There are notable supporting performances however from Dromgoole's Globe performers Sam Cox as the under-the-thumb Sir John, William Gaunt as the visiting Reverend who booms out his wife's many illnesses with relish, and Paul Rider is a delightfully sleazy Kelvil, an MP who lectures on morality but who slithers over any woman within arm's reach; to see him drunkenly attempt to sit on the arm of Mrs Arbuthnot's chair was an added delight.


Eve Best has become one of our most heartfelt actresses - she has an inbuilt emotional quality which makes her character's pain plumb real depths - and that is in abundance here.  Her suffering is shot through with a wisdom that avoids any cloying sentimentality that might trip up other performers and she delivers a character that you believe every word has sprung direct from her own thoughts.  I had to hoot though as I had said earlier that I had seen her play one-too-many sad daughters who seemed to find a moment to wipe her eyes or nose with a hanky which was then thrust up her the sleeve of her dress - she only went and did it again here!  I was left to muse that maybe this emotional truthfulness might have hampered her being able to climb to the elemental greatness of the last scene in ANTONY AND CLEOPATRA.
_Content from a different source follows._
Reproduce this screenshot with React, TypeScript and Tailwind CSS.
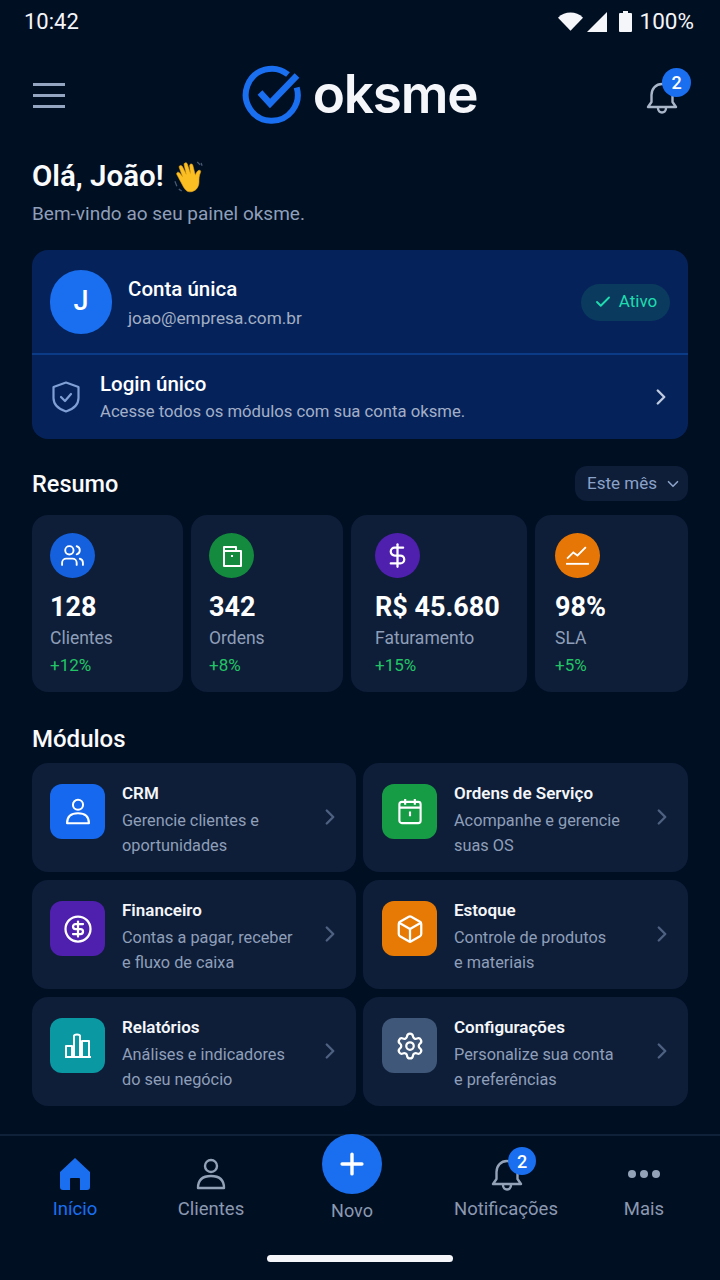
import { Check, ChevronDown, ChevronRight, DollarSign, Plus, Settings, Box, CircleDollarSign, Users } from "lucide-react";
import type { ReactNode } from "react";

const font = { fontFamily: "Roboto, 'Liberation Sans', sans-serif" };

function Bell({ className }: { className: string }) {
    return (
        <svg viewBox="0 0 32 34" fill="none" stroke="currentColor" strokeWidth="2.4" strokeLinejoin="round" strokeLinecap="round" className={className}>
            <path d="M2 26h28l-3.5-5V14C26.5 7.5 22 3 16 3S5.5 7.5 5.500 14v7z" />
            <path d="M12 27c0 6 8 6 8 0" />
        </svg>
    );
}

function Person({ className }: { className: string }) {
    return (
        <svg viewBox="0 0 30 32" fill="none" stroke="currentColor" strokeWidth="2.4" strokeLinejoin="round" className={className}>
            <circle cx="15" cy="8" r="6" />
            <path d="M2 30c0-8 5-12 13-12s13 4 13 12z" />
        </svg>
    );
}

function Logo() {
    return (
        <div className="flex items-center">
            <svg viewBox="0 0 60 60" fill="none" className="h-[60px] w-[60px] -translate-y-[1px]">
                <path d="M46 9.500A26 26 0 1 0 54.700 22.500" stroke="#1a6ff0" strokeWidth="6" />
                <path d="M18 27.500l10 11L55 10.500" stroke="#1a6ff0" strokeWidth="6.500" />
            </svg>
            <span className="ml-[11px] -translate-y-[2px] text-[53px] leading-none font-semibold tracking-[-1.2px] text-[#f4f6fa]" style={{ fontFamily: "Inter, sans-serif" }}>oksme</span>
        </div>
    );
}

function Wave() {
    return (
        <svg viewBox="0 0 34 34" className="h-[33px] w-[33px]">
            <path d="M12 28L5 15c-1-2 1.500-3.500 3-1.500l3 4L7.500 8c-.8-2.300 2-3.300 3.200-1.200l4 8L12.500 5c-.5-2.300 2.500-3 3.300-.8l3.200 9.800-.8-8c-.2-2.300 2.800-2.600 3.300-.4l2.500 10c1-2.500 2-4.500 3.800-5 1.800-.3 2 1 1.500 2.200-1.500 3.500-1.500 6.500-1.500 10 0 5-3.500 10-9.500 10-3 0-4.500-2-6.300-4.800z" fill="#fbbf24" stroke="#e8a317" strokeWidth=".6" />
            <path d="M3 22l2 5M7 30l3 2M26 2l3 3M30 3l1 3" stroke="#4a5a70" strokeWidth="1.300" fill="none" />
        </svg>
    );
}

const stats = [
    {
        value: "128", label: "Clientes", delta: "+12%", box: "w-[151px] pl-[18px]", bg: "bg-[#1560dc]",
        icon: <Users className="h-[25px] w-[25px]" strokeWidth={1.8} />,
    },
    {
        value: "342", label: "Ordens", delta: "+8%", box: "w-[152px] pl-[18px]", bg: "bg-[#138a3e]",
        icon: (
            <svg viewBox="0 0 24 24" fill="none" stroke="currentColor" strokeWidth="2" strokeLinejoin="round" className="h-[24px] w-[24px]">
                <path d="M4 3h12v4h5v15H4zM4 7h12" />
                <path d="M12 11v2" />
            </svg>
        ),
    },
    {
        value: "R$ 45.680", label: "Faturamento", delta: "+15%", box: "w-[176px] pl-[24px]", bg: "bg-[#4f1fae]",
        icon: <DollarSign className="h-[27px] w-[27px]" strokeWidth={2} />,
    },
    {
        value: "98%", label: "SLA", delta: "+5%", box: "w-[153px] pl-[20px]", bg: "bg-[#e67605]",
        icon: (
            <svg viewBox="0 0 24 24" fill="none" stroke="currentColor" strokeWidth="1.800" className="h-[25px] w-[25px]">
                <path d="M2 15l6-6 4 3 8-8" />
                <path d="M1 20h22" />
            </svg>
        ),
    },
];

const modules: { title: string; lines: [string, string]; bg: string; pad: string; icon: ReactNode }[] = [
    {
        title: "CRM", lines: ["Gerencie clientes e", "oportunidades"], bg: "bg-[#1668ee]", pad: "pl-[18px]",
        icon: <Person className="h-[27px] w-[26px]" />,
    },
    {
        title: "Ordens de Serviço", lines: ["Acompanhe e gerencie", "suas OS"], bg: "bg-[#169c44]", pad: "pl-[19px]",
        icon: (
            <svg viewBox="0 0 26 28" fill="none" stroke="currentColor" strokeWidth="2.200" strokeLinejoin="round" className="h-[27px] w-[26px]">
                <rect x="2" y="4" width="22" height="22" rx="2.500" />
                <path d="M2 10h22M8 1v6M18 1v6M13 14v5" />
            </svg>
        ),
    },
    {
        title: "Financeiro", lines: ["Contas a pagar, receber", "e fluxo de caixa"], bg: "bg-[#4f1fae]", pad: "pl-[18px]",
        icon: <CircleDollarSign className="h-[30px] w-[30px]" strokeWidth={1.8} />,
    },
    {
        title: "Estoque", lines: ["Controle de produtos", "e materiais"], bg: "bg-[#e67a05]", pad: "pl-[19px]",
        icon: <Box className="h-[30px] w-[30px]" strokeWidth={1.8} />,
    },
    {
        title: "Relatórios", lines: ["Análises e indicadores", "do seu negócio"], bg: "bg-[#0a98a3]", pad: "pl-[18px]",
        icon: (
            <svg viewBox="0 0 26 26" fill="none" stroke="currentColor" strokeWidth="2" strokeLinejoin="round" className="h-[26px] w-[26px]">
                <path d="M1 24V13h6v11M9 24V3c0-2 6-2 6 0v21M17 24V8h7v16M0 24h26" />
            </svg>
        ),
    },
    {
        title: "Configurações", lines: ["Personalize sua conta", "e preferências"], bg: "bg-[#3f5778]", pad: "pl-[19px]",
        icon: <Settings className="h-[30px] w-[30px]" strokeWidth={1.8} />,
    },
];

export default function App() {
    return (
        <div className="flex h-[1280px] w-[720px] flex-col overflow-hidden bg-[#010f23] text-white" style={font}>
            {/* status bar */}
            <div className="flex h-[43px] items-center justify-between pr-[26px] pl-[24px] text-[22px] text-[#f4f6fa]">
                <span>10:42</span>
                <div className="flex items-center">
                    <svg viewBox="0 0 26 19" className="h-[19px] w-[25px] fill-current"><path d="M0 5.500C7-1.500 19-1.500 26 5.500L13 19z" /></svg>
                    <svg viewBox="0 0 20 20" className="ml-[4px] h-[20px] w-[20px] fill-current"><path d="M20 0v20H0z" /></svg>
                    <svg viewBox="0 0 13 21" className="ml-[12px] h-[21px] w-[13px] fill-current"><path d="M4 0h5v2h3q1 0 1 1v17q0 1-1 1H1q-1 0-1-1V3q0-1 1-1h3z" /></svg>
                    <span className="ml-[8px] text-[22.500px]">100%</span>
                </div>
            </div>

            {/* header */}
            <div className="mt-[23px] flex h-[60px] items-center justify-between pr-[42px] pl-[33px]">
                <div className="flex w-[32px] -translate-y-[1px] flex-col gap-[8px]">
                    <div className="h-[3px] bg-[#93a5c0]" />
                    <div className="h-[3px] bg-[#93a5c0]" />
                    <div className="h-[3px] bg-[#93a5c0]" />
                </div>
                <div className="ml-[8px]"><Logo /></div>
                <div className="relative h-[34px] w-[32px] translate-y-[2px] text-[#a9b5c8]">
                    <Bell className="h-[34px] w-[32px]" />
                    <span className="absolute -top-[13px] left-[16px] flex h-[29px] w-[29px] items-center justify-center rounded-full bg-[#1a6ff0] text-[18px] font-medium text-white">2</span>
                </div>
            </div>

            <main className="flex flex-col px-[32px]">
                <div className="mt-[30px] flex h-[40px] items-center gap-[8px]">
                    <h1 className="text-[29.500px] font-semibold text-[#fafbfd]">Olá, João!</h1>
                    <Wave />
                </div>
                <p className="mt-[6px] text-[19px] leading-[24px] text-[#8f9fb9]">Bem-vindo ao seu painel oksme.</p>

                {/* account card */}
                <section className="mt-[24px] h-[189px] rounded-[16px] bg-[#05235a]">
                    <div className="flex h-[105px] items-center border-b-2 border-[#0b3a86] pr-[18px] pl-[18px]">
                        <div className="flex h-[64px] w-[62px] items-center justify-center rounded-full bg-[#1a6ff0] text-[27px] font-medium">J</div>
                        <div className="ml-[16px] flex-1 pt-[3px]">
                            <div className="text-[20.500px] leading-[26px] font-medium">Conta única</div>
                            <div className="mt-[4px] text-[17.200px] leading-[24px] text-[#a3afc4]">joao@empresa.com.br</div>
                        </div>
                        <div className="mt-[1px] flex h-[37px] w-[89px] items-center justify-center gap-[7px] rounded-full bg-[#0a3a5e] text-[17px] text-[#1fdcae]">
                            <Check className="h-[18px] w-[18px]" strokeWidth={2.5} />
                            <span>Ativo</span>
                        </div>
                    </div>
                    <div className="flex h-[84px] items-center pr-[14px] pl-[20px]">
                        <svg viewBox="0 0 28 32" fill="none" stroke="#7f9fd6" strokeWidth="2.200" strokeLinejoin="round" className="h-[32px] w-[28px]">
                            <path d="M14 1.500L26.500 6v11c0 6-5 11-12.500 13.500C6.500 28 1.500 23 1.500 17V6z" />
                            <path d="M9 16l4 4 6-7" strokeLinecap="round" />
                        </svg>
                        <div className="ml-[20px] flex-1">
                            <div className="text-[20.500px] leading-[26px] font-medium">Login único</div>
                            <div className="mt-[3px] text-[16.700px] leading-[24px] text-[#a3afc8]">Acesse todos os módulos com sua conta oksme.</div>
                        </div>
                        <ChevronRight className="h-[26px] w-[26px] text-[#c0cbe0]" strokeWidth={2.2} />
                    </div>
                </section>

                {/* summary */}
                <div className="mt-[27px] flex h-[35px] items-center justify-between">
                    <h2 className="pt-[2px] text-[23.500px] font-medium text-[#fafbfd]">Resumo</h2>
                    <div className="flex h-[35px] w-[113px] items-center gap-[7px] rounded-[12px] bg-[#0e1e38] pl-[12px] text-[17px] text-[#8ba2c8]">
                        <span>Este mês</span>
                        <ChevronDown className="h-[18px] w-[18px]" strokeWidth={2.2} />
                    </div>
                </div>
                <div className="mt-[14px] flex gap-[8px]">
                    {stats.map((s) => (
                        <div key={s.label} className={`h-[177px] ${s.box} rounded-[16px] bg-[#0e1e38] pt-[18px]`}>
                            <div className={`flex h-[45px] w-[45px] items-center justify-center rounded-full ${s.bg}`}>{s.icon}</div>
                            <div className="mt-[12px] text-[27px] leading-[34px] font-bold whitespace-nowrap">{s.value}</div>
                            <div className="mt-[2px] text-[17.500px] leading-[24px] text-[#8f9fb9]">{s.label}</div>
                            <div className="mt-[3px] text-[17px] leading-[24px] text-[#22c565]">{s.delta}</div>
                        </div>
                    ))}
                </div>

                {/* modules */}
                <h2 className="mt-[29px] text-[24px] leading-[36px] font-medium text-[#fafbfd]">Módulos</h2>
                <div className="mt-[6px] grid grid-cols-[324px_325px] gap-x-[7px] gap-y-[8px]">
                    {modules.map((m) => (
                        <div key={m.title} className={`flex h-[109px] rounded-[16px] bg-[#0e1e38] pt-[21px] ${m.pad}`}>
                            <div className={`flex h-[55px] w-[55px] shrink-0 items-center justify-center rounded-[12px] ${m.bg}`}>{m.icon}</div>
                            <div className="ml-[17px] w-[198px] -translate-y-[3px]">
                                <div className="text-[17px] leading-[24px] font-semibold text-[#f4f6fa]">{m.title}</div>
                                <div className="mt-[3px] text-[16.300px] leading-[25px] whitespace-nowrap text-[#8f9fb9]">
                                    {m.lines[0]}<br />{m.lines[1]}
                                </div>
                            </div>
                            <ChevronRight className="mt-[20px] ml-[-3px] h-[26px] w-[26px] text-[#4e6180]" strokeWidth={2.2} />
                        </div>
                    ))}
                </div>
            </main>

            {/* bottom nav */}
            <nav className="relative mt-[28px] grid h-[146px] shrink-0 grid-cols-[150px_122px_160px_148px_128px] border-t-2 border-[#0f2138] pr-[12px] text-[18.500px] text-[#8b99b1]">
                <div className="flex flex-col items-center pt-[22px] text-[#1a6ff0]">
                    <svg viewBox="0 0 30 32" className="h-[32px] w-[30px] fill-current">
                        <path d="M15 0L30 14v15q0 3-3 3h-7V21q0-1-1-1h-8q-1 0-1 1v11H3q-3 0-3-3V14z" />
                    </svg>
                    <span className="mt-[7px] leading-[24px]">Início</span>
                </div>
                <div className="flex flex-col items-center pt-[22px]">
                    <Person className="h-[32px] w-[30px] text-[#94a2b8]" />
                    <span className="mt-[7px] leading-[24px]">Clientes</span>
                </div>
                <div className="flex flex-col items-center">
                    <div className="-mt-[2px] flex h-[60px] w-[60px] items-center justify-center rounded-full bg-[#1a6ff0] text-white">
                        <Plus className="h-[34px] w-[34px]" strokeWidth={2.4} />
                    </div>
                    <span className="mt-[5px] text-[18px] leading-[24px]">Novo</span>
                </div>
                <div className="flex flex-col items-center pt-[22px]">
                    <div className="relative h-[32px] w-[30px] text-[#94a2b8]">
                        <Bell className="h-[34px] w-[32px]" />
                        <span className="absolute -top-[11px] left-[17px] flex h-[28px] w-[28px] items-center justify-center rounded-full bg-[#1a6ff0] text-[18px] font-medium text-white">2</span>
                    </div>
                    <span className="mt-[7px] leading-[24px]">Notificações</span>
                </div>
                <div className="flex flex-col items-center pt-[22px]">
                    <div className="flex h-[32px] items-center gap-[4px]">
                        <span className="h-[8px] w-[8px] rounded-full bg-[#94a2b8]" />
                        <span className="h-[8px] w-[8px] rounded-full bg-[#94a2b8]" />
                        <span className="h-[8px] w-[8px] rounded-full bg-[#94a2b8]" />
                    </div>
                    <span className="mt-[7px] leading-[24px]">Mais</span>
                </div>
                <div className="absolute bottom-[18px] left-[267px] h-[7px] w-[186px] rounded-full bg-[#f4f6fa]" />
            </nav>
        </div>
    );
}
As I said, I admired Dominic Dromgoole's direction and in particular, the way he allows the audience to draw out the ever-topical themes of women's abuse by more powerful men, political and moral hypocrisy and in particular for me, the way that the play's title was effortlessly put into context: Lord Illingworth's dismissal of Mrs Arbuthnot as "a woman of no importance" carries within it the patriarchal disdain of a woman who is an unwanted trifle while Mrs Arbuthnot's calling him "a man of no importance" at the end comes from her humanity, making him meaningless despite all his wealth and influence.


I am now looking forward to my next visit to the season, Simon Callow's reading of DE PROFUNDIS, the lengthy letter written in Reading Prison to Lord Alfred Douglas, looking back on the events that led to him to that desolate cell.